Russian officials have told local journalists they also hope to ink an agreement with China Railway Construction Corp. to help build a planned bridge, at a reported cost of up to 200 billion rubles ($5.8 billion), connecting southern Russia to Crimea (the annexed territory is a peninsula that connects to the European mainland only in Ukraine). Such a bridge would mark a political coup for Moscow, effectively endorsing its annexation, but the Chinese side has not confirmed the Russian reports. China has little economic interest in such a bridge, and Beijing has kept studiously neutral on Ukraine so far, abstaining on a U.N. Security Council Resolution condemning Crimea’s Russian-orchestrated independence referendum in March, rather than joining Russia in voting against it. If nothing else, the St. Petersburg forum will momentarily shift the spotlight back to one of Russia’s institutional strengths, a corps of highly competent economic policymakers who have steered the country from fragile bankrupt to fiscal and monetary powerhouse since Putin took power in 2000. Figures like Ulyukayev; Finance minister Anton Siluanov; and German Gref, CEO of dominant state bank Sberbank, have remained remarkably candid on the economic damage wrought by Russia’s Ukraine policy, despite intensive government propaganda supporting the Kremlin stance and pseudo-wartime pressure to rally around the flag. Former Finance minister Alexei Kudrin, the chief architect of Russia’s recovery, is also featured on several panels at St. Petersburg, despite the fact that he left the government in 2011 and frequently criticizes it.

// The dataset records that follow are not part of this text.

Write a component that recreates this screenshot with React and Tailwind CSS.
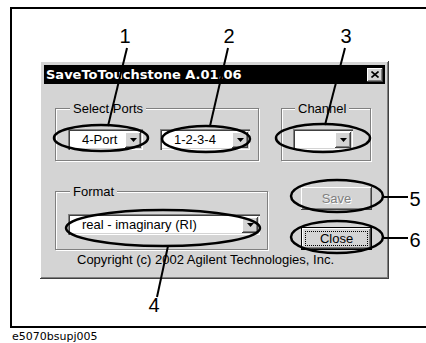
const raised =
  'shadow-[inset_-1px_-1px_0_#404040,inset_1px_1px_0_#ffffff,inset_-2px_-2px_0_#808080,inset_2px_2px_0_#d4d4d4]';
const sunken =
  'shadow-[inset_1px_1px_0_#808080,inset_2px_2px_0_#404040,inset_-1px_-1px_0_#ffffff,inset_-2px_-2px_0_#d4d4d4]';

function DropButton() {
  return (
    <div className={`w-[16px] h-[16px] bg-[#d4d4d4] flex items-center justify-center ${raised}`}>
      <svg width="7" height="4" viewBox="0 0 7 4" aria-hidden="true">
        <path d="M0 0h7L3.5 4z" fill="#000" />
      </svg>
    </div>
  );
}

function Combo({ width, text }) {
  return (
    <div className={`${width} h-[21px] bg-white flex items-center justify-between p-[2px] ${sunken}`}>
      <span className="pl-[12px] text-[13px] leading-none">{text}</span>
      <DropButton />
    </div>
  );
}

function Group({ label, className, children }) {
  return (
    <fieldset
      className={`border border-[#808080] shadow-[inset_1px_1px_0_#ffffff,1px_1px_0_#ffffff] ${className}`}
    >
      <legend className="ml-[2px] px-[3px] bg-[#d4d4d4] text-[13px] leading-[15px]">{label}</legend>
      {children}
    </fieldset>
  );
}

export default function App() {
  const ellipses = [
    { cx: 101, cy: 138, rx: 47, ry: 13 },
    { cx: 206, cy: 139, rx: 44, ry: 13 },
    { cx: 323, cy: 138, rx: 47, ry: 14 },
    { cx: 163, cy: 228, rx: 97, ry: 18 },
    { cx: 337, cy: 196, rx: 46, ry: 16 },
    { cx: 337, cy: 237, rx: 46, ry: 16 },
  ];
  const leaders = [
    [127, 48, 108, 126],
    [228, 48, 210, 126],
    [345, 48, 325, 125],
    [168, 246, 157, 297],
    [383, 197, 408, 197],
    [383, 238, 408, 238],
  ];
  const numbers = [
    { n: '1', x: 125, y: 43 },
    { n: '2', x: 229, y: 43 },
    { n: '3', x: 346, y: 43 },
    { n: '4', x: 154, y: 312 },
    { n: '5', x: 415, y: 206 },
    { n: '6', x: 415, y: 247 },
  ];

  return (
    <div className="relative w-[426px] h-[343px] bg-white overflow-hidden text-black font-['Liberation_Sans',Arial,sans-serif]">
      <div className="ml-[10px] mt-[7px] h-[321px] border-2 border-r-0 border-black pt-[52px] pl-[28px]">
        {/* dialog */}
        <div className={`w-[349px] h-[218px] bg-[#d4d4d4] p-[4px] ${raised}`}>
          <div className="h-[19px] bg-black flex items-center justify-between pl-[2px] pr-[2px]">
            <span className="text-white font-bold text-[13px] leading-none font-['DejaVu_Sans',sans-serif]">
              SaveToTouchstone A.01.06
            </span>
            <div className={`w-[16px] h-[14px] bg-[#d4d4d4] flex items-center justify-center ${raised}`}>
              <svg width="8" height="7" viewBox="0 0 8 7" aria-hidden="true">
                <path d="M0.5 0.5L7.5 6.5M7.5 0.5L0.5 6.5" stroke="#000" strokeWidth="1.6" />
              </svg>
            </div>
          </div>

          <div className="px-[11px]">
            <div className="mt-[17px] flex gap-[22px]">
              <Group label="Select Ports" className="w-[204px] h-[60px] pl-[12px] pt-[13px]">
                <div className="flex gap-[17px]">
                  <Combo width="w-[75px]" text="4-Port" />
                  <Combo width="w-[90px]" text="1-2-3-4" />
                </div>
              </Group>
              <Group label="Channel" className="w-[90px] h-[60px] pl-[11px] pt-[13px]">
                <Combo width="w-[60px]" text="" />
              </Group>
            </div>

            <div className="mt-[23px] flex">
              <Group label="Format" className="w-[213px] h-[66px] pl-[12px] pt-[15px]">
                <Combo width="w-[192px]" text="real - imaginary (RI)" />
              </Group>
              <div className="ml-[33px] mt-[3px] flex flex-col gap-[17px]">
                <div className={`w-[71px] h-[23px] flex items-center justify-center text-[13px] text-[#808080] [text-shadow:1px_1px_0_#ffffff] ${raised}`}>
                  Save
                </div>
                <div className="w-[71px] h-[23px] border border-black">
                  <div className={`w-full h-full p-[3px] ${raised}`}>
                    <div className="w-full h-full border border-dotted border-black flex items-center justify-center text-[13px] leading-none">
                      Close
                    </div>
                  </div>
                </div>
              </div>
            </div>

            <div className="mt-[2px] pl-[22px] text-[13px] leading-[15px]">
              Copyright (c) 2002 Agilent Technologies, Inc.
            </div>
          </div>
        </div>
      </div>
      <div className="ml-[12px] mt-[3px] text-[11px] leading-none font-['DejaVu_Sans',sans-serif]">e5070bsupj005</div>

      {/* callout annotations */}
      <svg className="absolute left-0 top-0" width="426" height="343" viewBox="0 0 426 343">
        {ellipses.map((e, i) => (
          <ellipse key={i} cx={e.cx} cy={e.cy} rx={e.rx} ry={e.ry} fill="none" stroke="#000" strokeWidth="2.5" />
        ))}
        {leaders.map(([x1, y1, x2, y2], i) => (
          <line key={i} x1={x1} y1={y1} x2={x2} y2={y2} stroke="#000" strokeWidth="2" />
        ))}
        {numbers.map((t) => (
          <text
            key={t.n}
            x={t.x}
            y={t.y}
            textAnchor="middle"
            fontSize="20"
            fontFamily="Liberation Sans, Arial, sans-serif"
            fill="#000"
          >
            {t.n}
          </text>
        ))}
      </svg>
    </div>
  );
}
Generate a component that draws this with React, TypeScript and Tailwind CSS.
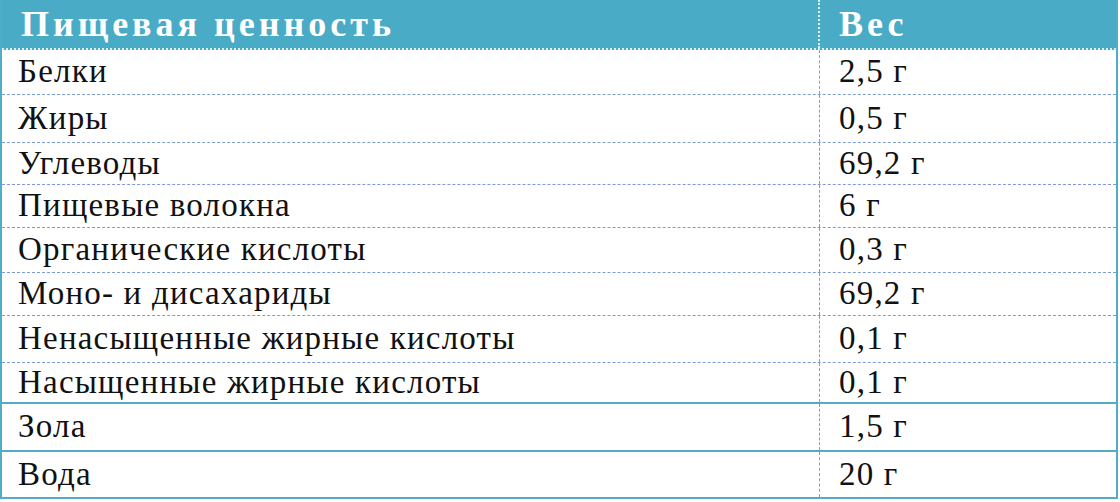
const rows: { name: string; value: string; h: string; solid?: boolean }[] = [
  { name: "Белки", value: "2,5 г", h: "h-[45px]" },
  { name: "Жиры", value: "0,5 г", h: "h-[48px]" },
  { name: "Углеводы", value: "69,2 г", h: "h-[42px]" },
  { name: "Пищевые волокна", value: "6 г", h: "h-[43px]" },
  { name: "Органические кислоты", value: "0,3 г", h: "h-[45px]" },
  { name: "Моно- и дисахариды", value: "69,2 г", h: "h-[43px]" },
  { name: "Ненасыщенные жирные кислоты", value: "0,1 г", h: "h-[47px]" },
  { name: "Насыщенные жирные кислоты", value: "0,1 г", h: "h-[41px]", solid: true },
  { name: "Зола", value: "1,5 г", h: "h-[48px]", solid: true },
  { name: "Вода", value: "20 г", h: "h-[45px]", solid: true },
];

export default function App() {
  return (
    <div className="w-[1120px] h-[502px] bg-white [font-family:'Liberation_Serif',serif] text-[#111]">
      <div className="w-[1118px] border-x-[2px] border-b-[2px] border-[#4fadc8]">
        {/* header */}
        <div className="flex h-[50px] bg-[#4aabc6] text-white font-bold text-[36px] tracking-[4px] border-b-[2px] border-dotted border-[#dbeef5]">
          <div className="w-[818px] flex items-center pl-[19px] border-r-[2px] border-dotted border-[#e3f2f7]">
            Пищевая ценность
          </div>
          <div className="flex-1 flex items-center pl-[19px]">Вес</div>
        </div>

        {rows.map((r, i) => (
          <div
            key={i}
            className={`flex text-[33px] tracking-[1.2px] ${r.h} ${
              i === rows.length - 1
                ? ""
                : r.solid
                  ? "border-b-[2px] border-solid border-[#4fadc8]"
                  : "border-b border-dashed border-[#7d9cd6]"
            }`}
          >
            <div className="w-[818px] flex items-center pl-[16px] border-r border-dashed border-[#7d9cd6]">
              {r.name}
            </div>
            <div className="flex-1 flex items-center pl-[19px]">{r.value}</div>
          </div>
        ))}
      </div>
    </div>
  );
}
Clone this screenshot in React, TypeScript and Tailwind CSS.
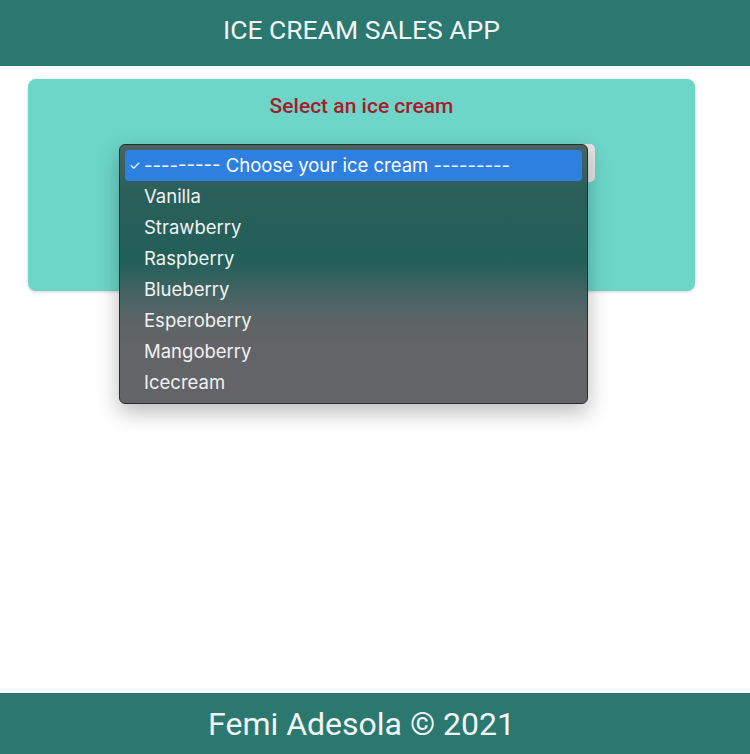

It’s arguable that Putin has one ear open to this veteran economic brain trust and has moderated his policies in Ukraine as a result. The Kremlin has not invaded eastern Ukraine, a step many had feared, and it has turned a deaf ear to a request by the so-called People’s Republic of Donetsk, the self-proclaimed entity of activists who have seized official buildings across a dozen cities in that eastern region, to be annexed by Russia along the lines of the Crimean model. On the other hand, an estimated 40,000 Russian troops are still massed on Ukraine’s border, and state propaganda continues to lionize the pro-Russia insurgents and demonize the “fascist” revolutionary regime in Kiev.

Ironically, the best hope for Russia’s near-term economic future probably lies in Ukraine, specifically the presidential election that will take place there May 25, the day after the St. Petersburg forum wraps up. Moscow seems to be hoping that Petro Poroshenko, the front-runner, will claim victory and reach a political accommodation in the east, enabling Putin to retreat without loss of face.

Yet a broader conundrum remains. Russia has made a brazen show of strength over Ukraine, but in doing so it has exposed glaring weaknesses in its own economy. St. Petersburg is unlikely to produce any easy solutions.